Most policy decisions are made with reference to their economic consequences – but what happens to the validity of the decision if the underlying economics are incomplete?
Across the UK our orchards are being grubbed-up at a steady rate to make way for other, seemingly more profitable, land uses. The most recent ordnance survey figures suggest that we’ve lost two-thirds of the orchard area we had in 1950, with some parts of the country experiencing losses of over 90%.
Orchards, as with other environmental resources, have values beyond their marketed price or profitability. These might include supporting wildlife and biodiversity, giving cultural identity to a community, or encouraging regional tourism. Our work with the Bulmer Foundation set out to explore some of the wider attributes of orchards and what they might be worth to society.
We found that the local stakeholder groups we worked with placed huge importance upon their local orchards, even where they had no general public access, and that their role in defining local identity and the ‘feel’ of the landscape were common themes.

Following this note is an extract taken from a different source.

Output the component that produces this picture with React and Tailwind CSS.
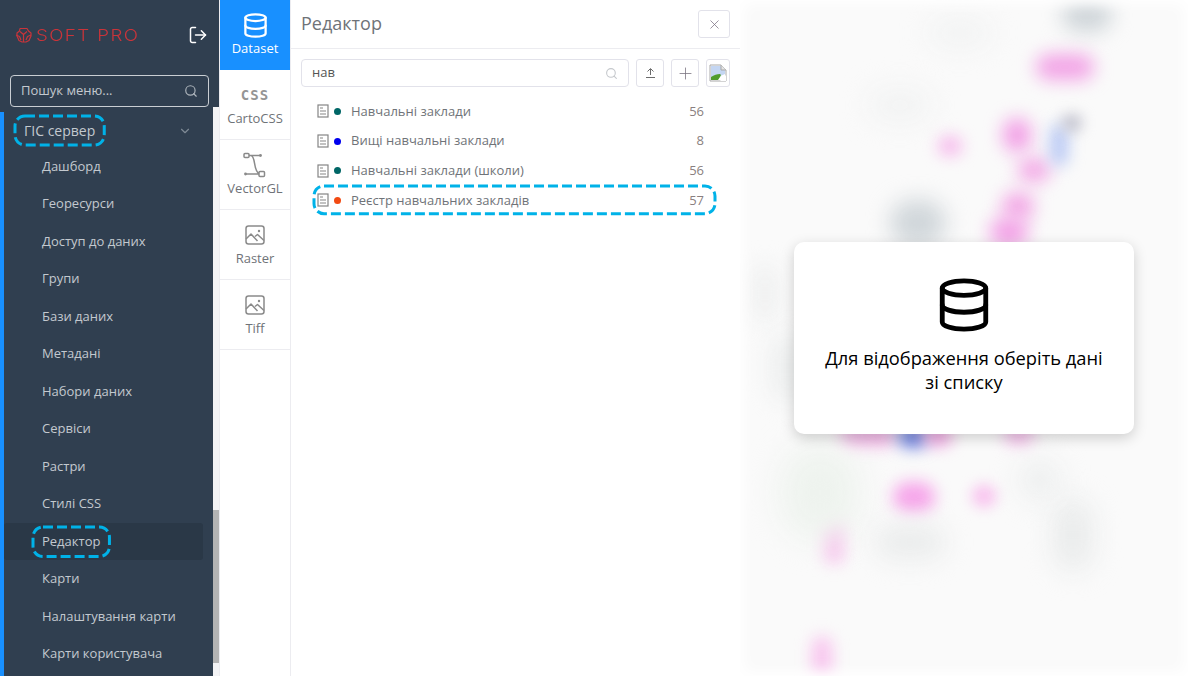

When we tried to estimate the total economic value of orchards by valuing their key social, environmental and economic factors, we also found that basic economic profitability never accounted for more than 40% of the total economic value. In a number of cases, basic profitability was negligible – under conventional economic decision making these orchards would be at great risk, despite the huge values that they were giving to society.
We’re very pleased that Bulmers has used this research, along with other studies, to reconsider the basis of their decision-making around orchards’ profitability, and to engage government and key stakeholders on their wider value. Our hope now is that other land-use decision makers will also begin to question the validity of basic economic decisions, and look beyond the simplistic to embrace a wider appreciation of value.